What this task involves —
Return exactly the lines that run from the beginning through the line containing "</app-shell>", both included, and no others.

Material provided —
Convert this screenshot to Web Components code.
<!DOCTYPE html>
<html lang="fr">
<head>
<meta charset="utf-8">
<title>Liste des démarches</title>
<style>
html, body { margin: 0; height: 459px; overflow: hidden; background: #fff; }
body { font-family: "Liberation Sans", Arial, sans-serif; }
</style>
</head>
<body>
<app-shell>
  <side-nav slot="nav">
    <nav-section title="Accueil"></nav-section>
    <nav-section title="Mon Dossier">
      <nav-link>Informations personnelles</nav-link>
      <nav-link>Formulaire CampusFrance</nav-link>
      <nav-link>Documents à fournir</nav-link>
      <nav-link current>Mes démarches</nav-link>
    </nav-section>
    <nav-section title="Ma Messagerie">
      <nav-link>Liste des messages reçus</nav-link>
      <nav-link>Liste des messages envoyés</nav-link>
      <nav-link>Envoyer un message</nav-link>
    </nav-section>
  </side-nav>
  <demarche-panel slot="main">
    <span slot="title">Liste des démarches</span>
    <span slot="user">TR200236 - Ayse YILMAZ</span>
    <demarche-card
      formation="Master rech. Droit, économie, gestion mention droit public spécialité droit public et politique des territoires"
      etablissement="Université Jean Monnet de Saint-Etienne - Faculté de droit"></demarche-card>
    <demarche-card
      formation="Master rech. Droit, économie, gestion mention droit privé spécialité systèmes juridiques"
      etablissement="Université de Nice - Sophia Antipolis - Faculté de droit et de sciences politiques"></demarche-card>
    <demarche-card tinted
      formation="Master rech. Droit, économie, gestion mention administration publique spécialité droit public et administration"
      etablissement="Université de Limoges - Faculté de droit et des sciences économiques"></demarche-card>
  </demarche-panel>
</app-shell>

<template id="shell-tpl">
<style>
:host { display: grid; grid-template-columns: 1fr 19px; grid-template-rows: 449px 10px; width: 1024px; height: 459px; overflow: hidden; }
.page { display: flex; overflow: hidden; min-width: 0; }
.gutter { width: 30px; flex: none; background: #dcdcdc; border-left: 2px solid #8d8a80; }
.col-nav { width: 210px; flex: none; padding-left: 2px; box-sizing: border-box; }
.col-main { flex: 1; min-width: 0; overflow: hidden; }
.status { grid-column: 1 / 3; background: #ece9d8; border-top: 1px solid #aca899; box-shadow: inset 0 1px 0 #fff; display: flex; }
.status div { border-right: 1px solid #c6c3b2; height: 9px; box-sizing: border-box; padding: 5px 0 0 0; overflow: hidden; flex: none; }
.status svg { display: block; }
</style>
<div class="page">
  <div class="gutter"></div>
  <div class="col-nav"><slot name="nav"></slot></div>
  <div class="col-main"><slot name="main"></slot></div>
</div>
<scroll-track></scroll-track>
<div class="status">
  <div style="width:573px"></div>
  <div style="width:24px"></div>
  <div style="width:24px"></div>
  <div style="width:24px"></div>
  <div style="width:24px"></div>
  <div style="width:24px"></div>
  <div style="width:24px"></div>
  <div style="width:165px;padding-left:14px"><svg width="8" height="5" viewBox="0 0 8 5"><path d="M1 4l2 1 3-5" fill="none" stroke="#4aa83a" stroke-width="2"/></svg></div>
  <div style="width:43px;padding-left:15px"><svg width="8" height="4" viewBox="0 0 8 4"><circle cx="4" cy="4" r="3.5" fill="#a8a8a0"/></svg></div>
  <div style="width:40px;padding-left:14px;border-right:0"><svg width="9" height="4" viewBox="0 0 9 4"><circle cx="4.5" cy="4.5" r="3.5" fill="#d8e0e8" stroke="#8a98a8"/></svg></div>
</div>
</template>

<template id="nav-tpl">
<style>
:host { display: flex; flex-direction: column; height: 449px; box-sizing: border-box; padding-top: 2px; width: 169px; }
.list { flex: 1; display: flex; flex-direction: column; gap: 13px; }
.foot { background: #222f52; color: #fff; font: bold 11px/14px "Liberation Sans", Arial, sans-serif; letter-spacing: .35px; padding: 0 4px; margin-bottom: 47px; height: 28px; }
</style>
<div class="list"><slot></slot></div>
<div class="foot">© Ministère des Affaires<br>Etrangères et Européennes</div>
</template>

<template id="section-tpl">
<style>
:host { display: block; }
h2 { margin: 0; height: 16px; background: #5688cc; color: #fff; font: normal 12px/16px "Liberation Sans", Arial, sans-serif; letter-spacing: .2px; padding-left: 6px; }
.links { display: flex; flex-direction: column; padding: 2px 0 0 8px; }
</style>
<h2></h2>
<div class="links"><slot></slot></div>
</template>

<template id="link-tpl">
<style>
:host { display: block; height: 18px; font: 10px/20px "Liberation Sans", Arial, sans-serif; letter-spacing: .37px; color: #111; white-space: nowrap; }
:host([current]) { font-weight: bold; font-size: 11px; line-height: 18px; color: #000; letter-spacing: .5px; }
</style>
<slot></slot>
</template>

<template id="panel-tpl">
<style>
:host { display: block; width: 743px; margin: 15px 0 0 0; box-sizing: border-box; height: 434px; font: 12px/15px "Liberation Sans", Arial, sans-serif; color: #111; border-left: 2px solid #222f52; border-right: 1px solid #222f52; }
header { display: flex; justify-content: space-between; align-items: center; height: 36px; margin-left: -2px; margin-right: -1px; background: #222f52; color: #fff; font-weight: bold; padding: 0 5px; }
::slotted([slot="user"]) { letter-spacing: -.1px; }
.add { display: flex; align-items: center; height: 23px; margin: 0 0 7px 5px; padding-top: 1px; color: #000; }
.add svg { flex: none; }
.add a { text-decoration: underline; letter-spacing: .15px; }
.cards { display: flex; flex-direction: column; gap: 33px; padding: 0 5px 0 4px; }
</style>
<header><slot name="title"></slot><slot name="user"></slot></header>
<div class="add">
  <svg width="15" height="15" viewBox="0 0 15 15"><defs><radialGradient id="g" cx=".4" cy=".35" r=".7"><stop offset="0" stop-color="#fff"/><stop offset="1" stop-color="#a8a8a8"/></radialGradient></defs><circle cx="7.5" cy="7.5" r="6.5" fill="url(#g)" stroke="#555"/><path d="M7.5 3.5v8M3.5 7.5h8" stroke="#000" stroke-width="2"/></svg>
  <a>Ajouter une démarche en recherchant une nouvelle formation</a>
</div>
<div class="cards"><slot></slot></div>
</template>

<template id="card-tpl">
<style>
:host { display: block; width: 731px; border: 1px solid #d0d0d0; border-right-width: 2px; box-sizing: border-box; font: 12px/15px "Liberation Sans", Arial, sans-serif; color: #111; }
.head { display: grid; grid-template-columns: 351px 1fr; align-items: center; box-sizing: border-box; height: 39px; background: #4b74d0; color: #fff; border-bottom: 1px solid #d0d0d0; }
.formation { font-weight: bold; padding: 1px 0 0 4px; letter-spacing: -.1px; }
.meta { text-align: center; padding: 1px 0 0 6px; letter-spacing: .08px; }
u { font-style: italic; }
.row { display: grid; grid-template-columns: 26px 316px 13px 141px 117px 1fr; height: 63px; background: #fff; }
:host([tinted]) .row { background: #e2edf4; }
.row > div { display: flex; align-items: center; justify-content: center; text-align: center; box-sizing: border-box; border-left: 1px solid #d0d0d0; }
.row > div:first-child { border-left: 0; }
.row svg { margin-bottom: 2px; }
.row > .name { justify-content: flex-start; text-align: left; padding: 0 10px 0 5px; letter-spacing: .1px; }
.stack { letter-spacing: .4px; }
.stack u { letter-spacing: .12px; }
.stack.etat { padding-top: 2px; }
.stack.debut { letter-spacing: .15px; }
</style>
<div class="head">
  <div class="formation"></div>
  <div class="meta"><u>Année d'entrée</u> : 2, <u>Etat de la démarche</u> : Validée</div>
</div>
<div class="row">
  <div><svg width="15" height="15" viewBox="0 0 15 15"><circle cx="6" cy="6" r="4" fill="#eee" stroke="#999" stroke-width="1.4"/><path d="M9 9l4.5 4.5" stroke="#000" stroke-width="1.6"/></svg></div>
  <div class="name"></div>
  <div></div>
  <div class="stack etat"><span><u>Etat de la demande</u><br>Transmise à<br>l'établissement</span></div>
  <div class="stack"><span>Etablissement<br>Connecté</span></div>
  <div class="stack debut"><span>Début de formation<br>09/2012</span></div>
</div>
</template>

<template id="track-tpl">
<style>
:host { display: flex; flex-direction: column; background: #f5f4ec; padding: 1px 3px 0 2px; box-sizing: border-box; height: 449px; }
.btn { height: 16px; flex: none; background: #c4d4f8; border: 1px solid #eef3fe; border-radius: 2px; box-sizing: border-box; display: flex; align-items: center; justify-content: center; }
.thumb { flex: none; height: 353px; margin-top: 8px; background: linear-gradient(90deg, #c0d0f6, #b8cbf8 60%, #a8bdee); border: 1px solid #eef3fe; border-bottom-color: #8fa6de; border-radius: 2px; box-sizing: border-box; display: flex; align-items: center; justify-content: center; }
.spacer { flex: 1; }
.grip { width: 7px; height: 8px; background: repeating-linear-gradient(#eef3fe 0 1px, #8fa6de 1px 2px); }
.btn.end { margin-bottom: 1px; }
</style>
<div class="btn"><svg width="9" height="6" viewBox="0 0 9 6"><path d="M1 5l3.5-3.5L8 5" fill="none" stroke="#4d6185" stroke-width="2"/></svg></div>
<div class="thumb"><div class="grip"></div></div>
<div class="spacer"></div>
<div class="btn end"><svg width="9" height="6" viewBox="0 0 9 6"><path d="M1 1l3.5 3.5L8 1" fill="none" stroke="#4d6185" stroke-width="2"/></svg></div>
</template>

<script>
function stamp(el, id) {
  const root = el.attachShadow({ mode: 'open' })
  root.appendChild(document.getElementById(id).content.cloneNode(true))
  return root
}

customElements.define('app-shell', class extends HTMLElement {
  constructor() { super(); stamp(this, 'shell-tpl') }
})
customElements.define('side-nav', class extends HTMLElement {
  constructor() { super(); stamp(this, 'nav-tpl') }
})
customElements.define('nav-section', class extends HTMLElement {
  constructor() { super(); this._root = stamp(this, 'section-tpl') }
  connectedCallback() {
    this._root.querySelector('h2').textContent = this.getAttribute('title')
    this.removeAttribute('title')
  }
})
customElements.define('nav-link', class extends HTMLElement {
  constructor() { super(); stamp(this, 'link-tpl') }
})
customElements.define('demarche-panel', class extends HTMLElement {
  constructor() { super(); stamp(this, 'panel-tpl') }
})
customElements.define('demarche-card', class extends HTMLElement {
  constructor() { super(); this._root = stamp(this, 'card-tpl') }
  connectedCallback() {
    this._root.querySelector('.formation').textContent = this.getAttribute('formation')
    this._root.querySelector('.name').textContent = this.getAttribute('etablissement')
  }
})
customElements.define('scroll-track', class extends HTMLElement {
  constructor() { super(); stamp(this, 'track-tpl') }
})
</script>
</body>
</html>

Solved problem —
Convert this screenshot to Web Components code.
<!DOCTYPE html>
<html lang="fr">
<head>
<meta charset="utf-8">
<title>Liste des démarches</title>
<style>
html, body { margin: 0; height: 459px; overflow: hidden; background: #fff; }
body { font-family: "Liberation Sans", Arial, sans-serif; }
</style>
</head>
<body>
<app-shell>
  <side-nav slot="nav">
    <nav-section title="Accueil"></nav-section>
    <nav-section title="Mon Dossier">
      <nav-link>Informations personnelles</nav-link>
      <nav-link>Formulaire CampusFrance</nav-link>
      <nav-link>Documents à fournir</nav-link>
      <nav-link current>Mes démarches</nav-link>
    </nav-section>
    <nav-section title="Ma Messagerie">
      <nav-link>Liste des messages reçus</nav-link>
      <nav-link>Liste des messages envoyés</nav-link>
      <nav-link>Envoyer un message</nav-link>
    </nav-section>
  </side-nav>
  <demarche-panel slot="main">
    <span slot="title">Liste des démarches</span>
    <span slot="user">TR200236 - Ayse YILMAZ</span>
    <demarche-card
      formation="Master rech. Droit, économie, gestion mention droit public spécialité droit public et politique des territoires"
      etablissement="Université Jean Monnet de Saint-Etienne - Faculté de droit"></demarche-card>
    <demarche-card
      formation="Master rech. Droit, économie, gestion mention droit privé spécialité systèmes juridiques"
      etablissement="Université de Nice - Sophia Antipolis - Faculté de droit et de sciences politiques"></demarche-card>
    <demarche-card tinted
      formation="Master rech. Droit, économie, gestion mention administration publique spécialité droit public et administration"
      etablissement="Université de Limoges - Faculté de droit et des sciences économiques"></demarche-card>
  </demarche-panel>
</app-shell>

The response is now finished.